---- Given material

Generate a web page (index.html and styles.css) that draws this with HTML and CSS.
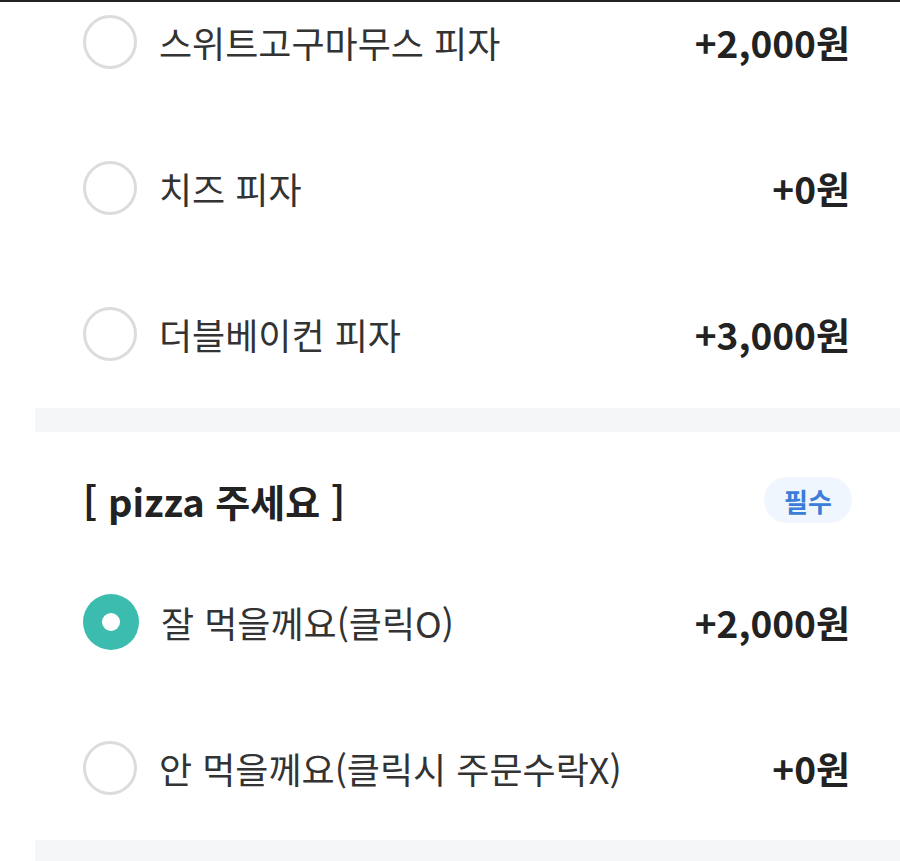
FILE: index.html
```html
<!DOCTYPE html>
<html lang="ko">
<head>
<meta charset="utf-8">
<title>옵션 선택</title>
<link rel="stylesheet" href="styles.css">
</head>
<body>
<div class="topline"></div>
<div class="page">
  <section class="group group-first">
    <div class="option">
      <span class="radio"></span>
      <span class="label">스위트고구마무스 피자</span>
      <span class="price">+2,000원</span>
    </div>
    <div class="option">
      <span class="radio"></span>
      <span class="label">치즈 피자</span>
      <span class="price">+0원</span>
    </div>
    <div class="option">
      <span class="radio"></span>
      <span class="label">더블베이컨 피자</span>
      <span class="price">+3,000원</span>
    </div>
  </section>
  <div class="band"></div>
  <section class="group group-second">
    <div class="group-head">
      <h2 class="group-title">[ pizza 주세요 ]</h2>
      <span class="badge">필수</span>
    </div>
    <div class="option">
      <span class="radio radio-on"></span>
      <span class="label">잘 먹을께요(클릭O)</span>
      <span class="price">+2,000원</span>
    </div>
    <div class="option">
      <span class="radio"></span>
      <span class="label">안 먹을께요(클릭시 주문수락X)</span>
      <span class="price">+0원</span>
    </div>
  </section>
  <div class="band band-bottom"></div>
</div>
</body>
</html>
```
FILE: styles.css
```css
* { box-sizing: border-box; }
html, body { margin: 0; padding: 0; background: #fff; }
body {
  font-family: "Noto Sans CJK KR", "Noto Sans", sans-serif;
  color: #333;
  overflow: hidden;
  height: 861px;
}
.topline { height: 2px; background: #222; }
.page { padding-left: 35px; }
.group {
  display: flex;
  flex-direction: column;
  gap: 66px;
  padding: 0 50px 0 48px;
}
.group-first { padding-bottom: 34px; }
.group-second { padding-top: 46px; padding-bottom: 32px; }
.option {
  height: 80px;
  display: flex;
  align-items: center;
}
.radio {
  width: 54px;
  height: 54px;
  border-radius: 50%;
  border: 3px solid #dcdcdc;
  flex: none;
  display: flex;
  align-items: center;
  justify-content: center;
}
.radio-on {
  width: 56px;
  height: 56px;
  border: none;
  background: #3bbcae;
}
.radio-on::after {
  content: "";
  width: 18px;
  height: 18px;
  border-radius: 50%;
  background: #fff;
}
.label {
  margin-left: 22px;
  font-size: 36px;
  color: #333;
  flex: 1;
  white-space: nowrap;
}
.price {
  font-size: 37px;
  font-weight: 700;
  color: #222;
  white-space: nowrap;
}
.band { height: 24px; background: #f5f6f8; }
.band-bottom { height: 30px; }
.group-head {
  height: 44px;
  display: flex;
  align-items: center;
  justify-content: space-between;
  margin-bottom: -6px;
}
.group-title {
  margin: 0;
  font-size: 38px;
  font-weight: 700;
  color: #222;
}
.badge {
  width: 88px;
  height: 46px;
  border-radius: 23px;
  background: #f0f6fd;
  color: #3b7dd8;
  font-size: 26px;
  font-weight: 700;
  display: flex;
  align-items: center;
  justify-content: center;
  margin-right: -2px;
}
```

--------

▶ Brief:
Without including any picture, repeat the data exactly.

▶ Answer below:
Generate a web page (index.html and styles.css) that draws this with HTML and CSS.
FILE: index.html
```html
<!DOCTYPE html>
<html lang="ko">
<head>
<meta charset="utf-8">
<title>옵션 선택</title>
<link rel="stylesheet" href="styles.css">
</head>
<body>
<div class="topline"></div>
<div class="page">
  <section class="group group-first">
    <div class="option">
      <span class="radio"></span>
      <span class="label">스위트고구마무스 피자</span>
      <span class="price">+2,000원</span>
    </div>
    <div class="option">
      <span class="radio"></span>
      <span class="label">치즈 피자</span>
      <span class="price">+0원</span>
    </div>
    <div class="option">
      <span class="radio"></span>
      <span class="label">더블베이컨 피자</span>
      <span class="price">+3,000원</span>
    </div>
  </section>
  <div class="band"></div>
  <section class="group group-second">
    <div class="group-head">
      <h2 class="group-title">[ pizza 주세요 ]</h2>
      <span class="badge">필수</span>
    </div>
    <div class="option">
      <span class="radio radio-on"></span>
      <span class="label">잘 먹을께요(클릭O)</span>
      <span class="price">+2,000원</span>
    </div>
    <div class="option">
      <span class="radio"></span>
      <span class="label">안 먹을께요(클릭시 주문수락X)</span>
      <span class="price">+0원</span>
    </div>
  </section>
  <div class="band band-bottom"></div>
</div>
</body>
</html>
```
FILE: styles.css
```css
* { box-sizing: border-box; }
html, body { margin: 0; padding: 0; background: #fff; }
body {
  font-family: "Noto Sans CJK KR", "Noto Sans", sans-serif;
  color: #333;
  overflow: hidden;
  height: 861px;
}
.topline { height: 2px; background: #222; }
.page { padding-left: 35px; }
.group {
  display: flex;
  flex-direction: column;
  gap: 66px;
  padding: 0 50px 0 48px;
}
.group-first { padding-bottom: 34px; }
.group-second { padding-top: 46px; padding-bottom: 32px; }
.option {
  height: 80px;
  display: flex;
  align-items: center;
}
.radio {
  width: 54px;
  height: 54px;
  border-radius: 50%;
  border: 3px solid #dcdcdc;
  flex: none;
  display: flex;
  align-items: center;
  justify-content: center;
}
.radio-on {
  width: 56px;
  height: 56px;
  border: none;
  background: #3bbcae;
}
.radio-on::after {
  content: "";
  width: 18px;
  height: 18px;
  border-radius: 50%;
  background: #fff;
}
.label {
  margin-left: 22px;
  font-size: 36px;
  color: #333;
  flex: 1;
  white-space: nowrap;
}
.price {
  font-size: 37px;
  font-weight: 700;
  color: #222;
  white-space: nowrap;
}
.band { height: 24px; background: #f5f6f8; }
.band-bottom { height: 30px; }
.group-head {
  height: 44px;
  display: flex;
  align-items: center;
  justify-content: space-between;
  margin-bottom: -6px;
}
.group-title {
  margin: 0;
  font-size: 38px;
  font-weight: 700;
  color: #222;
}
.badge {
  width: 88px;
  height: 46px;
  border-radius: 23px;
  background: #f0f6fd;
  color: #3b7dd8;
  font-size: 26px;
  font-weight: 700;
  display: flex;
  align-items: center;
  justify-content: center;
  margin-right: -2px;
}
```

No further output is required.